A report from CNN said "The legal limit of alcohol in a driver's blood in France is 0.5 grams per liter of blood, the equivalent of two glasses of beer or one glass of wine. Prosecutors said the driver's blood-alcohol level was 1.75 grams. That level would be the equivalent of a blood-alcohol reading of .175 percent under the U.S. system."
UPDATE: Later reports are now saying that Paul's blood alcohol level was 1.87 mg/l or about four times the legal limit. His parents, however, are disputing the claim and have taken steps to force more blood tests. Many other conflicting stories have been reported.
But these reports may not be accurate. Firstly, blood alcohol levels in France are measured in miligrams per liter, not grams. Secondly, 1.75 mg/l does not translate into a U.S. blood alcohol content of .175.
Not really understanding how to change Blood Alcohol Content (BAC) figures from the French to the U.S. system, I decided to visit an online BAC calculator at Intoximeters Incorporated website.
Plugging in information for a French male weighing approximately 70 kilograms, I had to push the amount of alcohol consumed up to 17 glasses of table wine in a two hour period to get the intoximeter up to the 1.82 level, approximately the level measured in Paul.
Then I went back and changed it to a 154-pound U.S. male and kept the intake at 17 glasses of wine within two hours.
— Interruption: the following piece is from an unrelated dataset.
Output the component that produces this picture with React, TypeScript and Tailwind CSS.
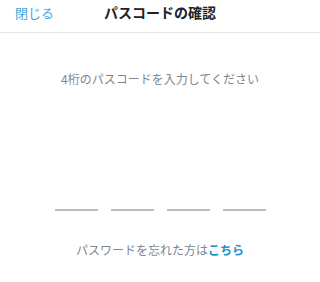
export default function App() {
  return (
    <div className="w-[320px] h-[282px] bg-white flex flex-col" style={{ fontFamily: '"Noto Sans CJK JP", "Noto Sans", sans-serif' }}>
      {/* ヘッダー */}
      <div className="relative h-[33px] border-b border-[#e6e6e6] flex items-center justify-center">
        <button className="absolute left-[15px] top-[3px] text-[13px] leading-[20px] text-[#45a8d9]">閉じる</button>
        <h1 className="text-[14px] leading-[20px] font-bold text-[#222] -mt-[8px]">パスコードの確認</h1>
      </div>

      {/* 説明 */}
      <p className="mt-[37px] text-center text-[12px] leading-[18px] text-[#7d8790]">4桁のパスコードを入力してください</p>

      {/* 入力欄 */}
      <div className="mt-[121px] flex justify-center gap-[13px]">
        {[0, 1, 2, 3].map((i) => (
          <div key={i} className="w-[43px] h-[2px] bg-[#b4bcc4]" />
        ))}
      </div>

      <p className="mt-[30px] text-center text-[12px] leading-[18px] text-[#7d8790]">
        パスワードを忘れた方は<span className="font-bold text-[#1a8fd0]">こちら</span>
      </p>
    </div>
  );
}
The meter returned a U.S. blood alcohol content of .380!
Don't take my word for it, try it yourself.
But using the 1.75 mg/l figure that was released by French prosecutors, this means that Paul was about 380 TIMES more likely to have had an "accident" than a driver who was criminally drunk at .48. Drivers with a .48 mg/l level are 380 times more likely to have a mishap than a sober driver. If you factor in the speed at which the auto was traveling, a reported 121 miles per hour, the risk factor jumps to astronomical proportions.
UPDATE: A visitor to the Alcoholism site sent the following clarification of the BAC levels reported for Henri Paul.
You have confused breath alcohol concentration which is measured in France in milligrams per litre, and blood alcohol concentration which is measured in grams per litre. Presumably it wasn't possible to get a breath measurement from Henri Paul since he was dead.
Anyway, the two values are of course correlated but not equivalent. There is an order of magnitude difference between the units used to measure them.
The legal limit for driving in most American states is 0.10 grams per 210 litres of breath. This is equivalent to approximately 1.0 grams per litre of blood.
Henri Paul is reported to have had a BLOOD alcohol concentration of 1.75 grams per litre. This is equivalent to approximately 0.175 grams per 210 litres of BREATH or 0.83 mg per litre of BREATH.
You mistakenly thought that the reports from France were of 1.75 mg per litre of breath which would be equivalent to a blood alcohol concentration of 3.675 grams per litre.
According to all reports, Paul was not Fayed's regular driver. His regular driver was sent ahead as a decoy to throw the paparazzi hounding the couple, leaving the bodyguard Paul to drive them in another vehicle.
This brings up a very disturbing question and one to which we may never know the answer, unless the lone occupant of the vehicle who survived, Diana's bodyguard, can shed some light on the situation when he is again able to talk.
The question is, if he was that drunk, why would anyone allow him to drive the Princess of Wales?